We export the overwhelming majority, more than 80%, of the cars we manufacture, and more than 80% of the cars we consume are imported. Indeed, on page 22 of the report you will discover that no less than 97% of the electric vehicles sold in the UK in the last quarter were imported. Most of the EVs produced in this country are presumably exported. So these changing rules only really have a major effect on EVs and other vehicles sold in the UK. Given that 80% of our vehicles are exported, the effect of these rules on our production falls on only one-fifth of the production, 20%. They are mainly affected by the rules of the countries to which they export, so I hope the damage that it does to British manufacturing will be less than the noble Lord, Lord Woodley, fears.

I am reasonably sure that electric vehicles will, eventually, displace petrol and diesel cars without subsidy, when their upfront price comes down to equal that of petrol and diesel cars, when the range of batteries is sufficient so that a normal journey would never require recharging, and when recharging is rapid. Actually, recharging is probably less of an issue than we imagine in this report. For the 60% of people who can keep cars off-road, the normal thing they will do after they use their car and come home is plug it in. The next morning it will be charged. They will not have to stop at the gas station as they would in a petrol car because they will have a fully charged car—so it is actually better. But for the 40% who do not have off-road parking, there is a problem we did not really find a solution to.

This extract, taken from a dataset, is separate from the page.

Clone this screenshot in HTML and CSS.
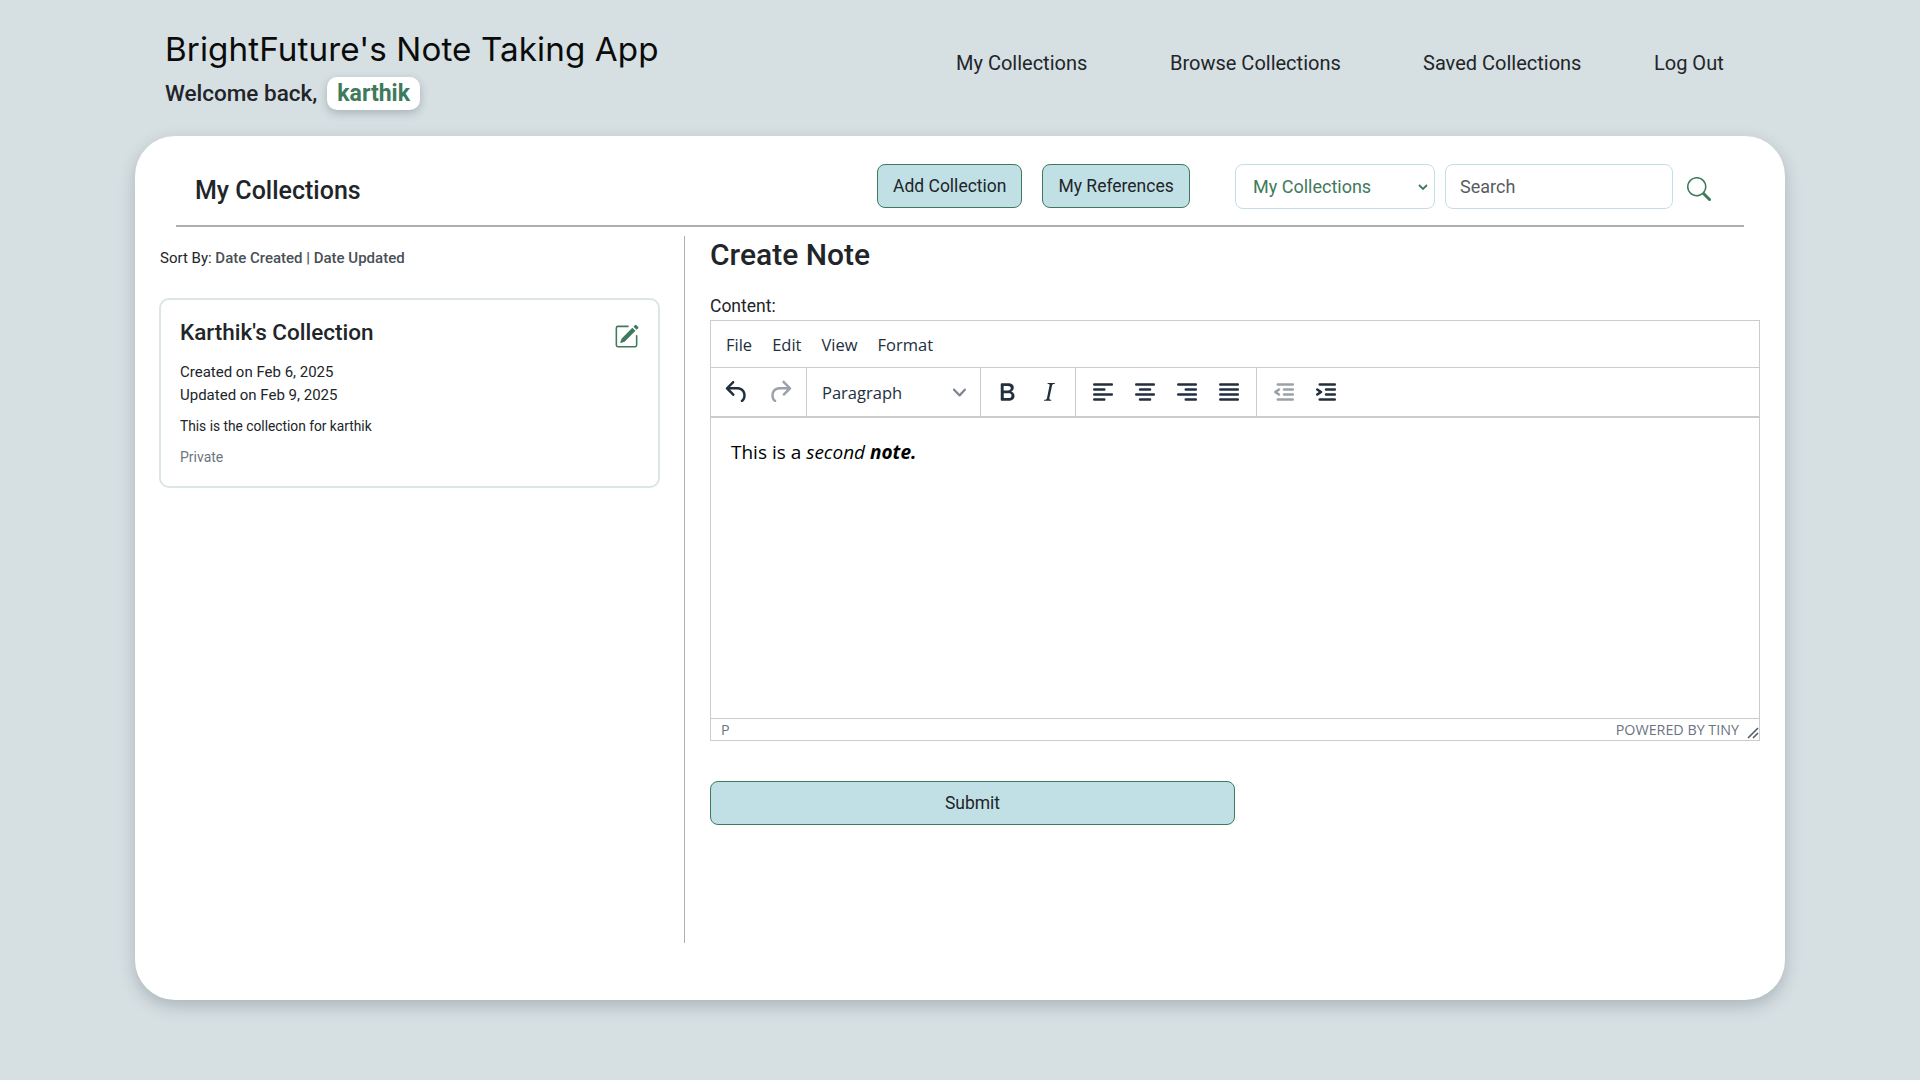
FILE: index.html
```html
<!DOCTYPE html>
<html lang="en">
<head>
<meta charset="utf-8">
<title>BrightFuture's Note Taking App</title>
<link rel="stylesheet" href="styles.css">
</head>
<body>
<header class="site-header">
  <div class="brand">
    <h1 class="brand-title">BrightFuture's Note Taking App</h1>
    <p class="welcome">Welcome back, <span class="user-badge">karthik</span></p>
  </div>
  <nav class="site-nav">
    <a class="nav-a">My Collections</a>
    <a class="nav-b">Browse Collections</a>
    <a class="nav-c">Saved Collections</a>
    <a class="nav-d">Log Out</a>
  </nav>
</header>
<main class="panel">
  <div class="panel-bar">
    <h2 class="panel-title">My Collections</h2>
    <div class="panel-actions">
      <button class="btn">Add Collection</button>
      <button class="btn">My References</button>
    </div>
    <div class="panel-search">
      <select class="scope"><option>My Collections</option></select>
      <input class="search" type="text" placeholder="Search">
      <svg class="search-icon" viewBox="0 0 16 16" fill="#3e7a5b"><path d="M11.742 10.344a6.5 6.5 0 1 0-1.397 1.398h-.001c.03.04.062.078.098.115l3.85 3.85a1 1 0 0 0 1.415-1.414l-3.85-3.85a1.007 1.007 0 0 0-.115-.1zM12 6.5a5.5 5.5 0 1 1-11 0 5.5 5.5 0 0 1 11 0z"/></svg>
    </div>
  </div>
  <div class="panel-body">
    <aside class="sidebar">
      <p class="sort"><span class="sort-label">Sort By:</span> Date Created | Date Updated</p>
      <article class="coll-card">
        <div class="coll-head">
          <h3 class="coll-title">Karthik's Collection</h3>
          <svg class="edit-icon" viewBox="0 0 16 16" fill="#3e7a5b"><path d="M15.502 1.94a.5.5 0 0 1 0 .706L14.459 3.69l-2-2L13.502.646a.5.5 0 0 1 .707 0l1.293 1.293zm-1.75 2.456-2-2L4.939 9.21a.5.5 0 0 0-.121.196l-.805 2.414a.25.25 0 0 0 .316.316l2.414-.805a.5.5 0 0 0 .196-.12l6.813-6.814z"/><path d="M1 13.5A1.5 1.5 0 0 0 2.5 15h11a1.5 1.5 0 0 0 1.5-1.5v-6a.5.5 0 0 0-1 0v6a.5.5 0 0 1-.5.5h-11a.5.5 0 0 1-.5-.5v-11a.5.5 0 0 1 .5-.5H9a.5.5 0 0 0 0-1H2.5A1.5 1.5 0 0 0 1 2.5v11z"/></svg>
        </div>
        <p class="coll-date">Created on Feb 6, 2025</p>
        <p class="coll-date">Updated on Feb 9, 2025</p>
        <p class="coll-desc">This is the collection for karthik</p>
        <p class="coll-vis">Private</p>
      </article>
    </aside>
    <section class="note">
      <h2 class="note-title">Create Note</h2>
      <label class="note-label">Content:</label>
      <div class="editor">
        <div class="ed-menu"><span>File</span><span>Edit</span><span>View</span><span>Format</span></div>
        <div class="ed-tools">
          <div class="ed-group ed-history">
            <span class="tb tb-wide"><svg viewBox="0 0 24 24"><path d="M6.4 8H12c3.7 0 6.2 2 6.8 5.1.6 2.7-.4 5.6-2.3 6.8a1 1 0 0 1-1-1.8c1.1-.6 1.8-2.7 1.4-4.6-.5-2.1-2.1-3.5-4.9-3.5H6.4l3.3 3.3a1 1 0 1 1-1.4 1.4l-5-5a1 1 0 0 1 0-1.4l5-5a1 1 0 0 1 1.4 1.4L6.4 8Z"/></svg></span>
            <span class="tb tb-wide tb-off"><svg viewBox="0 0 24 24"><path d="M17.6 10H12c-2.8 0-4.4 1.4-4.9 3.5-.4 2 .3 4 1.4 4.6a1 1 0 1 1-1 1.8c-2-1.2-2.9-4.1-2.3-6.8.6-3 3-5.1 6.8-5.1h5.6l-3.3-3.3a1 1 0 1 1 1.4-1.4l5 5a1 1 0 0 1 0 1.4l-5 5a1 1 0 0 1-1.4-1.4l3.3-3.3Z"/></svg></span>
          </div>
          <div class="ed-group ed-format">
            <span>Paragraph</span>
            <svg class="chev" viewBox="0 0 10 10"><path d="M8.7 2.2c.3-.3.8-.3 1 0 .4.4.4.9 0 1.2L5.7 7.8c-.3.3-.9.3-1.2 0L.2 3.4a.8.8 0 0 1 0-1.2c.3-.3.8-.3 1.1 0L5 6l3.7-3.8Z"/></svg>
          </div>
          <div class="ed-group">
            <span class="tb"><svg viewBox="0 0 24 24"><path d="M7.8 19c-.3 0-.5 0-.6-.2l-.2-.5V5.7c0-.2 0-.4.2-.5l.6-.2h5c1.5 0 2.7.3 3.5 1 .7.6 1.1 1.4 1.1 2.5a3 3 0 0 1-.6 1.9c-.4.6-1 1-1.6 1.2.4.1.9.3 1.3.6s.8.7 1 1.2c.4.4.5 1 .5 1.6 0 1.3-.4 2.3-1.3 3-.8.7-2.1 1-3.8 1H7.8Zm5-8.3c.6 0 1.2-.1 1.6-.5.4-.3.6-.7.6-1.3 0-1.1-.8-1.7-2.3-1.7H9.3v3.5h3.4Zm.5 6c.7 0 1.3-.1 1.7-.4.4-.4.6-.9.6-1.5s-.2-1-.7-1.4c-.4-.3-1-.4-2-.4H9.4v3.8h4Z"/></svg></span>
            <span class="tb"><svg viewBox="0 0 24 24"><path d="m16.7 4.7-.1.9h-.3c-.6 0-1 0-1.4.3-.3.3-.4.6-.5 1.1l-2.1 9.8v.6c0 .5.4.8 1.4.8h.2l-.2.8H8l.2-.8h.2c1.1 0 1.8-.5 2-1.5l2-9.8.1-.5c0-.6-.4-.8-1.4-.8h-.3l.2-.9h5.8Z"/></svg></span>
          </div>
          <div class="ed-group ed-align">
            <span class="tb"><svg viewBox="0 0 24 24"><path d="M5 5h14c.6 0 1 .4 1 1s-.4 1-1 1H5a1 1 0 1 1 0-2Zm0 4h8c.6 0 1 .4 1 1s-.4 1-1 1H5a1 1 0 1 1 0-2Zm0 8h8c.6 0 1 .4 1 1s-.4 1-1 1H5a1 1 0 0 1 0-2Zm0-4h14c.6 0 1 .4 1 1s-.4 1-1 1H5a1 1 0 0 1 0-2Z"/></svg></span>
            <span class="tb"><svg viewBox="0 0 24 24"><path d="M5 5h14c.6 0 1 .4 1 1s-.4 1-1 1H5a1 1 0 1 1 0-2Zm3 4h8c.6 0 1 .4 1 1s-.4 1-1 1H8a1 1 0 1 1 0-2Zm0 8h8c.6 0 1 .4 1 1s-.4 1-1 1H8a1 1 0 0 1 0-2Zm-3-4h14c.6 0 1 .4 1 1s-.4 1-1 1H5a1 1 0 0 1 0-2Z"/></svg></span>
            <span class="tb"><svg viewBox="0 0 24 24"><path d="M5 5h14c.6 0 1 .4 1 1s-.4 1-1 1H5a1 1 0 1 1 0-2Zm6 4h8c.6 0 1 .4 1 1s-.4 1-1 1h-8a1 1 0 0 1 0-2Zm0 8h8c.6 0 1 .4 1 1s-.4 1-1 1h-8a1 1 0 0 1 0-2Zm-6-4h14c.6 0 1 .4 1 1s-.4 1-1 1H5a1 1 0 0 1 0-2Z"/></svg></span>
            <span class="tb"><svg viewBox="0 0 24 24"><path d="M5 5h14c.6 0 1 .4 1 1s-.4 1-1 1H5a1 1 0 1 1 0-2Zm0 4h14c.6 0 1 .4 1 1s-.4 1-1 1H5a1 1 0 1 1 0-2Zm0 4h14c.6 0 1 .4 1 1s-.4 1-1 1H5a1 1 0 0 1 0-2Zm0 4h14c.6 0 1 .4 1 1s-.4 1-1 1H5a1 1 0 0 1 0-2Z"/></svg></span>
          </div>
          <div class="ed-group ed-align ed-last">
            <span class="tb tb-off"><svg viewBox="0 0 24 24"><path d="M7 5h12c.6 0 1 .4 1 1s-.4 1-1 1H7a1 1 0 1 1 0-2Zm5 4h7c.6 0 1 .4 1 1s-.4 1-1 1h-7a1 1 0 0 1 0-2Zm0 4h7c.6 0 1 .4 1 1s-.4 1-1 1h-7a1 1 0 0 1 0-2Zm-5 4h12a1 1 0 0 1 0 2H7a1 1 0 0 1 0-2Zm1.6-3.8a1 1 0 0 1-1.2 1.6l-3-2a1 1 0 0 1 0-1.6l3-2a1 1 0 0 1 1.2 1.6L6.8 12l1.8 1.2Z"/></svg></span>
            <span class="tb"><svg viewBox="0 0 24 24"><path d="M7 5h12c.6 0 1 .4 1 1s-.4 1-1 1H7a1 1 0 1 1 0-2Zm5 4h7c.6 0 1 .4 1 1s-.4 1-1 1h-7a1 1 0 0 1 0-2Zm0 4h7c.6 0 1 .4 1 1s-.4 1-1 1h-7a1 1 0 0 1 0-2Zm-5 4h12a1 1 0 0 1 0 2H7a1 1 0 0 1 0-2Zm-2.6-3.8L6.2 12l-1.8-1.2a1 1 0 0 1 1.2-1.6l3 2a1 1 0 0 1 0 1.6l-3 2a1 1 0 1 1-1.2-1.6Z"/></svg></span>
          </div>
        </div>
        <div class="ed-content">This is a <em>second</em> <strong><em>note.</em></strong></div>
        <div class="ed-status">
          <span class="ed-path">P</span>
          <span class="ed-brand">POWERED BY TINY</span>
          <svg class="ed-resize" viewBox="0 0 12 12"><path d="M1 11 11 1M6 11l5-5" stroke="#555f6d" stroke-width="1.6" fill="none"/></svg>
        </div>
      </div>
      <button class="btn btn-submit">Submit</button>
    </section>
  </div>
</main>
</body>
</html>
```
FILE: styles.css
```css
* { box-sizing: border-box; }
html, body { margin: 0; height: 100%; }
body {
  background: #d6dfe2;
  font-family: Roboto, "Liberation Sans", sans-serif;
  color: #212529;
  overflow: hidden;
}
h1, h2, h3, p { margin: 0; }

.site-header {
  height: 136px;
  padding: 28px 0 0 165px;
  display: flex;
}
.brand { width: 791px; }
.brand-title {
  font-family: Inter, "Noto Sans", sans-serif;
  font-size: 33.2px;
  font-weight: 400;
  line-height: 42px;
  color: #0b0b0b;
  letter-spacing: 0.1px;
}
.welcome {
  font-size: 22.5px;
  font-weight: 500;
  line-height: 33px;
  display: flex;
  align-items: center;
  gap: 10px;
  margin-top: 7px;
}
.user-badge {
  background: #fff;
  color: #3e7a5b;
  font-weight: 700;
  font-size: 23px;
  padding: 0 10px;
  border-radius: 10px;
  box-shadow: 0 3px 8px rgba(60, 80, 90, .3);
}
.site-nav {
  display: flex;
  font-size: 20px;
  line-height: 28px;
  padding-top: 21px;
}
.nav-a { width: 214px; }
.nav-b { width: 253px; }
.nav-c { width: 231px; }

.panel {
  width: 1650px;
  height: 864px;
  margin-left: 135px;
  background: #fff;
  border-radius: 40px;
  box-shadow: 0 6px 16px rgba(60, 80, 90, .28);
}
.panel-bar {
  height: 91px;
  margin: 0 41px;
  padding: 28px 0 0 19px;
  border-bottom: 2px solid #aeaeae;
  display: flex;
  align-items: flex-start;
}
.panel-title {
  width: 682px;
  margin-top: 2px;
  font-size: 25px;
  font-weight: 500;
  line-height: 50px;
}
.panel-actions { display: flex; gap: 20px; width: 358px; }
.btn {
  height: 44px;
  padding: 0 15px;
  background: #c0e0e5;
  border: 1px solid #3e7a5b;
  border-radius: 8px;
  font: 400 17.5px Roboto, sans-serif;
  color: #212529;
}
.panel-search { display: flex; align-items: flex-start; gap: 10px; }
.scope {
  appearance: none;
  width: 200px;
  height: 45px;
  padding: 0 13px 0 17px;
  background: #fff url("data:image/svg+xml,%3Csvg xmlns='http://www.w3.org/2000/svg' viewBox='0 0 10 10'%3E%3Cpath d='M1 3l4 4 4-4' fill='none' stroke='%233e7a5b' stroke-width='1.8'/%3E%3C/svg%3E") no-repeat right 6px center / 10px 10px;
  border: 1px solid #c0e0e5;
  border-radius: 8px;
  font: 400 18px Roboto, sans-serif;
  color: #3e7a5b;
}
.search {
  width: 228px;
  height: 45px;
  padding: 0 14px;
  border: 1px solid #c0e0e5;
  border-radius: 8px;
  font: 400 18px Roboto, sans-serif;
}
.search::placeholder { color: #595c5f; opacity: 1; }
.search-icon { width: 24px; height: 24px; margin: 13px 0 0 4px; }

.panel-body { display: flex; margin-top: 9px; }
.sidebar {
  width: 550px;
  height: 707px;
  padding: 12px 24px 0;
  border-right: 1px solid #aeaeae;
}
.sort { margin-left: 1px; font-size: 15px; font-weight: 500; line-height: 20px; color: #495057; }
.sort-label { color: #212529; font-weight: 400; }
.coll-card {
  width: 501px;
  height: 190px;
  margin-top: 30px;
  padding: 16px 19px;
  border: 2px solid #dce5e7;
  border-radius: 10px;
}
.coll-head { display: flex; justify-content: space-between; }
.coll-title { font-size: 22.5px; font-weight: 500; line-height: 32px; }
.edit-icon { width: 25px; height: 25px; margin: 8px 0 0; }
.coll-date { font-size: 15px; line-height: 23px; }
.coll-head + .coll-date { margin-top: 12px; }
.coll-desc { font-size: 13.75px; line-height: 20px; margin-top: 9px; }
.coll-vis { font-size: 14px; line-height: 20px; margin-top: 11px; color: #6c757d; }

.note { width: 1077px; padding-left: 25px; }
.note-title { font-size: 30px; font-weight: 500; line-height: 38px; }
.note-label { display: block; font-size: 17.5px; line-height: 24px; margin-top: 20px; }
.editor {
  width: 1050px;
  height: 421px;
  margin-top: 2px;
  border: 1px solid #ccc;
  display: flex;
  flex-direction: column;
  font-family: "Open Sans", "Noto Sans", sans-serif;
  color: #222f3e;
}
.ed-menu {
  height: 47px;
  padding-left: 15px;
  border-bottom: 1px solid #ccc;
  display: flex;
  align-items: center;
  gap: 20px;
  font-size: 16.5px;
}
.ed-tools { height: 50px; border-bottom: 2px solid #ccc; display: flex; }
.ed-group { display: flex; align-items: center; padding: 0 5px; border-right: 1px solid #ccc; }
.ed-last { border-right: 0; }
.ed-history { padding: 0 4px; }
.ed-align { padding: 0 6px; }
.tb { width: 42px; display: flex; justify-content: center; }
.tb-wide { width: 43.5px; }
.tb svg { width: 30px; height: 30px; fill: #222f3e; }
.tb-off svg { fill: #9aa1a9; }
.ed-format { width: 174px; padding: 0 14px 0 15px; justify-content: space-between; font-size: 16.5px; }
.chev { width: 13px; height: 13px; fill: #7e8791; }
.ed-content {
  flex: 1;
  padding: 20px 20px;
  font-size: 19px;
  line-height: 28px;
  color: #000;
}
.ed-status {
  height: 22px;
  border-top: 1px solid #ccc;
  display: flex;
  align-items: center;
  padding: 0 0 0 10px;
  font-size: 14.3px;
  color: #6b7480;
}
.ed-path { flex: 1; }
.ed-resize { width: 12px; height: 12px; margin: 6px 0 0 8px; }
.btn-submit {
  display: block;
  width: 525px;
  margin-top: 40px;
  border-radius: 8px;
}
```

When will the price of electric vehicles come down to that of petrol and diesel? In the report, we quote people as saying that

“Other predictions for when average EV prices will meet those of petrol and diesel vehicles range from 2025–27”,


so, apparently, it will be quite imminent. So why are we subsidising people to buy expensive vehicles when they could have them at more or less the same price as the alternatives in a couple of years’ time? It is forecast that, by 2025, the price would be down to about £21,000 for an EV in Europe. Actually, you can get one for £22,000 now in the UK, so they are coming down to a similar price.

We should remember Dieter Helm, the great energy expert, who was asked by the Government to analyse their energy policy. He concluded that the big failure was that we had invested in immature technologies. He said that investing in technologies—which were going to become mature and cheap—when they were still immature and expensive had probably cost us the best part of £100 billion. So why are we encouraging people to do that in the EV market?

I suggest that we should look at this report and the figures, and draw conclusions from them. We might be a little more optimistic than some of the pessimists and a little more realistic than some of the super-optimists.